Key experimental strategies included:

• Multi-Modal Imaging:
  • NV-PL Quenching Maps: Qualitative imaging using photoluminescence intensity changes without microwave (MW) excitation.
  • Optically Detected Magnetic Resonance (ODMR): Quantitative vector-field mapping by detecting Zeeman splitting of the NV spin resonance.
  • $T_1$ Relaxometry: All-optical measurements to detect magnetic noise (spin fluctuations) perpendicular to the NV axis.
• Crystallographic Orientation Control:
  • (100)-oriented NV probes: Used to demonstrate "MFM-like" contrast by applying an off-axis external magnetic field to induce spin-mixing effects.
  • (111)-oriented NV probes: Used for quantitative measurements. The NV axis was aligned collinearly with the sample magnetization (out-of-plane), minimizing off-axis stray field components that cause spin-mixing, thereby allowing accurate field quantification even in the presence of multi-mT fields.
• Micromagnetic Simulations: Simulations using Mumax3 were performed to model the 3D spin texture, interlayer exchange coupling, and dipolar interactions, validating the experimental vector-field maps.

3. Key Contributions

• First Quantitative Vector-Field Magnetometry on Thick SAFs: The study successfully performed quantitative measurements on a multilayered SAF with a magnetic thickness of ~6.8 nm and stray fields up to ~8 mT, overcoming the spin-mixing limitations that typically hinder NV-SPM in such systems.
• Differentiation of Static vs. Dynamic Signals: The authors demonstrated a method to distinguish between static stray fields (via ODMR) and GHz-range magnetic noise (via $T_1$ relaxometry and PL quenching mechanisms).
• Revealing 3D Spin Texture: By combining experimental vector maps with simulations, the work provided direct evidence of a complex 3D spin texture involving lateral shifts of domain walls between FM blocks, creating "one-dimensional" FM stripes with periodic modulation.

4. Key Results

• MFM-like Contrast via Spin-Mixing: Using a (100)-oriented probe and an off-axis external field, the team reproduced MFM-like contrast in NV-PL maps. They showed that this contrast arises from spin-mixing induced by strong off-axis stray fields perpendicular to the NV axis, rather than just field magnitude.
• Quantitative Stray Field Mapping: Using a (111)-oriented probe (collinear alignment), they resolved the nanoscale structure of the FM stripes between AF domains.
  • Measured static stray fields ranged from hundreds of $\mu$T to ~8 mT.
  • Identified zero-field lines corresponding to the center of domain walls (DWs).
  • Observed a periodic modulation of the in-plane (IP) stray field components, attributed to a lateral shift ($\delta \approx 0-40$ nm) of DWs in adjacent FM blocks.
• 3D Spin Texture Confirmation: The data confirmed a model where FM cores form around undulated DWs due to the competition between dipolar interactions and AF-exchange coupling.
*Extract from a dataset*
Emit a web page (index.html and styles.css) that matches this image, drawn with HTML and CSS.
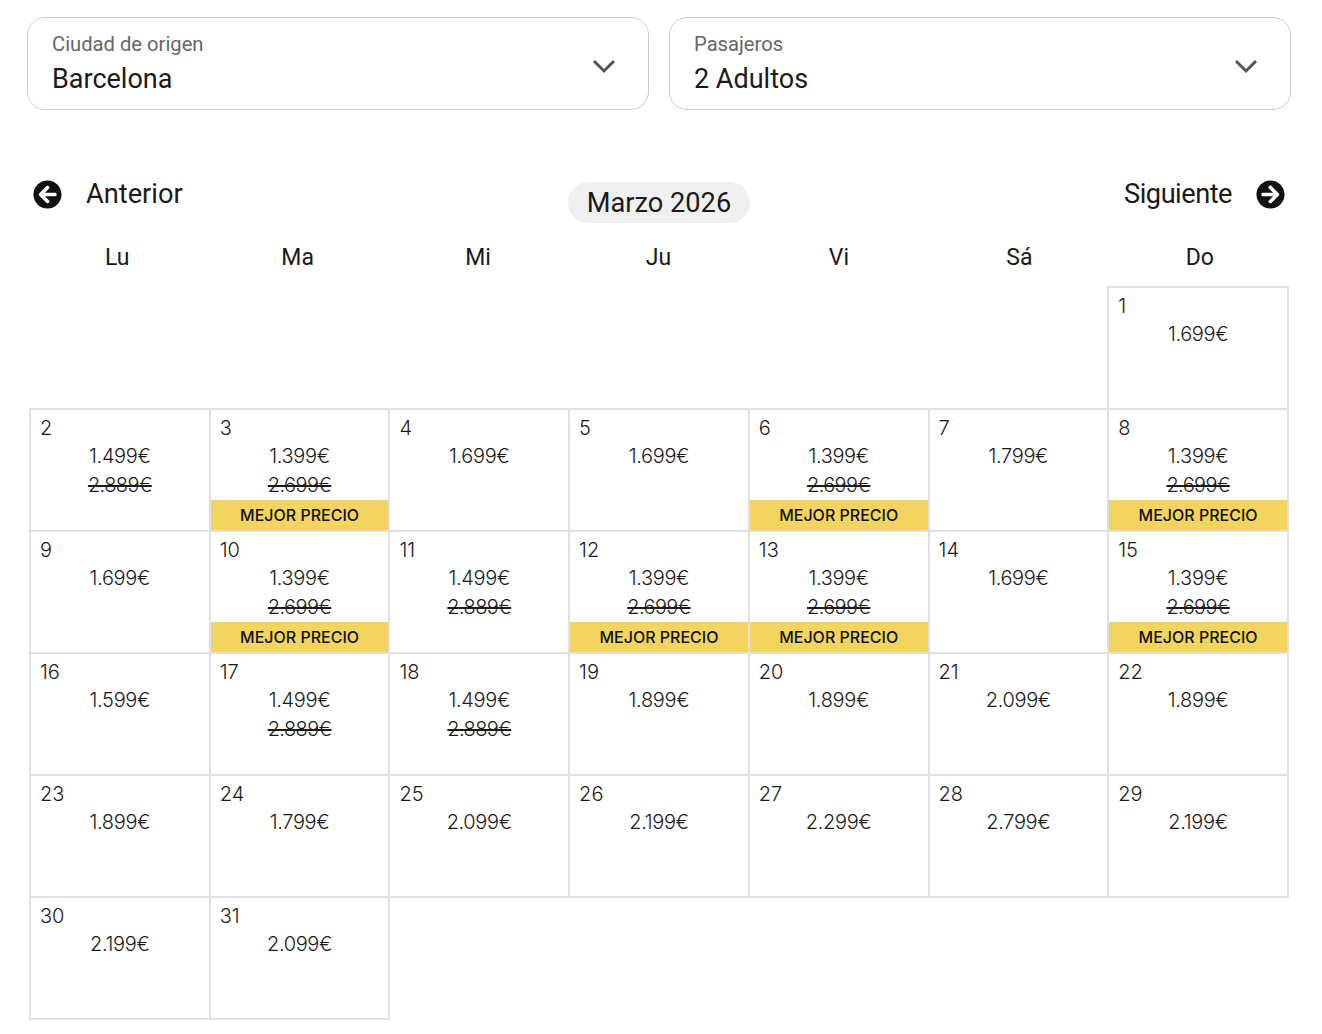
FILE: index.html
```html
<!DOCTYPE html>
<html lang="es">
<head>
<meta charset="utf-8">
<title>Calendario de precios</title>
<link rel="stylesheet" href="styles.css">
</head>
<body>
<main class="page">
  <section class="selects">
    <div class="select">
      <div class="select-text"><span class="select-label">Ciudad de origen</span><span class="select-value">Barcelona</span></div>
      <svg class="chevron" viewBox="0 0 24 15"><path d="M2 2l10 10L22 2"/></svg>
    </div>
    <div class="select">
      <div class="select-text"><span class="select-label">Pasajeros</span><span class="select-value">2 Adultos</span></div>
      <svg class="chevron" viewBox="0 0 24 15"><path d="M2 2l10 10L22 2"/></svg>
    </div>
  </section>
  <nav class="month-nav">
    <div class="nav-link nav-prev">
      <svg class="nav-icon" viewBox="0 0 512 512"><path d="M256 504C119 504 8 393 8 256S119 8 256 8s248 111 248 248-111 248-248 248zm28.9-143.6L209.4 288H392c13.3 0 24-10.7 24-24v-16c0-13.3-10.7-24-24-24H209.4l75.5-72.4c9.7-9.3 9.9-24.8.4-34.3l-11-10.9c-9.4-9.4-24.6-9.4-33.9 0L107.7 239c-9.4 9.4-9.4 24.6 0 33.9l132.7 132.7c9.4 9.4 24.6 9.4 33.9 0l11-10.9c9.5-9.5 9.3-25-.4-34.3z"/></svg>
      <span>Anterior</span>
    </div>
    <div class="month-pill">Marzo 2026</div>
    <div class="nav-link nav-next">
      <span class="next-label">Siguiente</span>
      <svg class="nav-icon" viewBox="0 0 512 512"><path d="M256 8c137 0 248 111 248 248S393 504 256 504 8 393 8 256 119 8 256 8zm-28.9 143.6l75.5 72.4H120c-13.3 0-24 10.7-24 24v16c0 13.3 10.7 24 24 24h182.6l-75.5 72.4c-9.7 9.3-9.9 24.8-.4 34.3l11 10.9c9.4 9.4 24.6 9.4 33.9 0L404.3 273c9.4-9.4 9.4-24.6 0-33.9L271.6 106.3c-9.4-9.4-24.6-9.4-33.9 0l-11 10.9c-9.5 9.6-9.3 25.1.4 34.4z"/></svg>
    </div>
  </nav>
  <div class="weekdays"><span>Lu</span><span>Ma</span><span>Mi</span><span>Ju</span><span>Vi</span><span>Sá</span><span>Do</span></div>
  <table class="calendar">
    <tbody>
      <tr>
        <td class="empty"></td><td class="empty"></td><td class="empty"></td><td class="empty"></td><td class="empty"></td><td class="empty"></td>
        <td><div class="day"><span class="num">1</span><span class="price">1.699€</span></div></td>
      </tr>
      <tr>
        <td><div class="day"><span class="num">2</span><span class="price">1.499€</span><s class="old">2.889€</s></div></td>
        <td><div class="day"><span class="num">3</span><span class="price">1.399€</span><s class="old">2.699€</s><span class="badge">MEJOR PRECIO</span></div></td>
        <td><div class="day"><span class="num">4</span><span class="price">1.699€</span></div></td>
        <td><div class="day"><span class="num">5</span><span class="price">1.699€</span></div></td>
        <td><div class="day"><span class="num">6</span><span class="price">1.399€</span><s class="old">2.699€</s><span class="badge">MEJOR PRECIO</span></div></td>
        <td><div class="day"><span class="num">7</span><span class="price">1.799€</span></div></td>
        <td><div class="day"><span class="num">8</span><span class="price">1.399€</span><s class="old">2.699€</s><span class="badge">MEJOR PRECIO</span></div></td>
      </tr>
      <tr>
        <td><div class="day"><span class="num">9</span><span class="price">1.699€</span></div></td>
        <td><div class="day"><span class="num">10</span><span class="price">1.399€</span><s class="old">2.699€</s><span class="badge">MEJOR PRECIO</span></div></td>
        <td><div class="day"><span class="num">11</span><span class="price">1.499€</span><s class="old">2.889€</s></div></td>
        <td><div class="day"><span class="num">12</span><span class="price">1.399€</span><s class="old">2.699€</s><span class="badge">MEJOR PRECIO</span></div></td>
        <td><div class="day"><span class="num">13</span><span class="price">1.399€</span><s class="old">2.699€</s><span class="badge">MEJOR PRECIO</span></div></td>
        <td><div class="day"><span class="num">14</span><span class="price">1.699€</span></div></td>
        <td><div class="day"><span class="num">15</span><span class="price">1.399€</span><s class="old">2.699€</s><span class="badge">MEJOR PRECIO</span></div></td>
      </tr>
      <tr>
        <td><div class="day"><span class="num">16</span><span class="price">1.599€</span></div></td>
        <td><div class="day"><span class="num">17</span><span class="price">1.499€</span><s class="old">2.889€</s></div></td>
        <td><div class="day"><span class="num">18</span><span class="price">1.499€</span><s class="old">2.889€</s></div></td>
        <td><div class="day"><span class="num">19</span><span class="price">1.899€</span></div></td>
        <td><div class="day"><span class="num">20</span><span class="price">1.899€</span></div></td>
        <td><div class="day"><span class="num">21</span><span class="price">2.099€</span></div></td>
        <td><div class="day"><span class="num">22</span><span class="price">1.899€</span></div></td>
      </tr>
      <tr>
        <td><div class="day"><span class="num">23</span><span class="price">1.899€</span></div></td>
        <td><div class="day"><span class="num">24</span><span class="price">1.799€</span></div></td>
        <td><div class="day"><span class="num">25</span><span class="price">2.099€</span></div></td>
        <td><div class="day"><span class="num">26</span><span class="price">2.199€</span></div></td>
        <td><div class="day"><span class="num">27</span><span class="price">2.299€</span></div></td>
        <td><div class="day"><span class="num">28</span><span class="price">2.799€</span></div></td>
        <td><div class="day"><span class="num">29</span><span class="price">2.199€</span></div></td>
      </tr>
      <tr>
        <td><div class="day"><span class="num">30</span><span class="price">2.199€</span></div></td>
        <td><div class="day"><span class="num">31</span><span class="price">2.099€</span></div></td>
        <td class="empty"></td><td class="empty"></td><td class="empty"></td><td class="empty"></td><td class="empty"></td>
      </tr>
    </tbody>
  </table>
</main>
</body>
</html>
```
FILE: styles.css
```css
* { box-sizing: border-box; }
html, body { margin: 0; background: #fff; }
body { font-family: "Inter", "Liberation Sans", sans-serif; color: #1a1a1a; }
.page { width: 1264px; margin-left: 27px; padding-top: 17px; }
.selects { display: flex; gap: 20px; }
.select {
  flex: 1 1 0; height: 93px; border: 1px solid #ccc; border-radius: 18px;
  display: flex; align-items: center; justify-content: space-between;
  padding: 0 32px 0 24px;
}
.select-text { display: flex; flex-direction: column; }
.select-label { font-family: "Roboto", sans-serif; font-size: 20.2px; line-height: 28px; color: #666; margin-bottom: 4px; margin-top: -2px; }
.select-value { font-family: "Roboto", sans-serif; font-size: 27px; line-height: 34px; color: #1a1a1a; }
.chevron { width: 24px; height: 15px; fill: none; stroke: #555; stroke-width: 3; margin-top: 6px; }
.month-nav { display: flex; justify-content: space-between; align-items: flex-start; margin-top: 65px; padding: 0 6px; }
.nav-link { display: flex; align-items: center; gap: 24px; font-family: "Roboto", sans-serif; font-size: 27.2px; line-height: 34px; width: 190px; margin-top: 2px; color: #1a1a1a; }
.next-label { letter-spacing: -0.5px; }
.nav-next { justify-content: flex-end; }
.nav-icon { width: 29px; height: 29px; fill: #111; flex: none; }
.month-pill { font-family: "Roboto", sans-serif; font-size: 27.2px; line-height: 43px; height: 41px; padding: 0 19px; background: #f0f0f0; border-radius: 21px; margin-top: 7px; color: #1a1a1a; }
.weekdays { display: grid; grid-template-columns: repeat(7, 1fr); width: 1263px; height: 53px; margin-top: 10px; padding-bottom: 5px; align-items: center; text-align: center; font-family: "Roboto", sans-serif; font-size: 23px; }
.calendar { table-layout: fixed; width: 1260px; margin: 0 0 0 2px; border-collapse: collapse; }
.calendar td { border: 2px solid #e0e0e0; padding: 0; height: 122px; vertical-align: top; }
.calendar td.empty { border: 0; }
.day { height: 120px; display: flex; flex-direction: column; text-align: center; font-size: 20px; font-weight: 300; letter-spacing: -0.35px; color: #1a1a1a; padding-top: 4px; }
.num { line-height: 28px; text-align: left; padding-left: 9px; letter-spacing: 0; }
.price { line-height: 29px; }
.old { line-height: 29px; letter-spacing: -0.6px; }
.badge { margin-top: auto; height: 30px; line-height: 30px; background: #f3d45f; font-size: 16px; font-weight: 500; letter-spacing: 0; color: #111; }
```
The lateral shift of DWs minimizes magnetostatic energy, creating a "wave-shaped" DW structure.
• GHz Magnetic Noise Detection:
  • $T_1$ relaxometry revealed a significant drop in relaxation time on FM stripes ($T_1 \approx 14$ $\mu$s) compared to AF domains ($T_1 \approx 90$ $\mu$s) and the free tip ($T_1 \approx 1370$ $\mu$s).
  • This indicates the presence of GHz-range magnetic noise (thermal magnons) resonant with the NV transition frequency, particularly confined within the FM stripe boundaries.
• Noise vs. Spin-Mixing: The study clarified that while spin-mixing dominates PL quenching in (100) probes, magnetic noise is the dominant factor causing PL quenching in the (111) configuration on FM stripes, as evidenced by symmetric ODMR spectra and $T_1$ data.

5. Significance

This work represents a major advancement in nanoscale magnetometry:

• Non-Invasive Characterization: It establishes NV-SPM as a viable, non-invasive tool for characterizing complex, thick 3D magnetic architectures where MFM fails due to invasiveness.
• Quantitative Insights: It provides the first quantitative vector-field data on the static and dynamic properties of SAFs, validating theoretical models of interlayer coupling and 3D spin textures.
• Spin-Wave Engineering: The ability to detect GHz-range spin noise and map spin-wave dispersions quantitatively opens new avenues for designing magnonic crystals and spintronic devices with tailored functionalities.
• Methodological Framework: The paper provides a robust framework for using NV-SPM in high-field, complex magnetic environments by leveraging crystallographic alignment to mitigate spin-mixing artifacts.

In summary, the paper successfully bridges the gap between theoretical models of complex 3D spin textures and experimental reality, offering a powerful, quantitative, and non-invasive toolkit for the future development of advanced magnetic materials.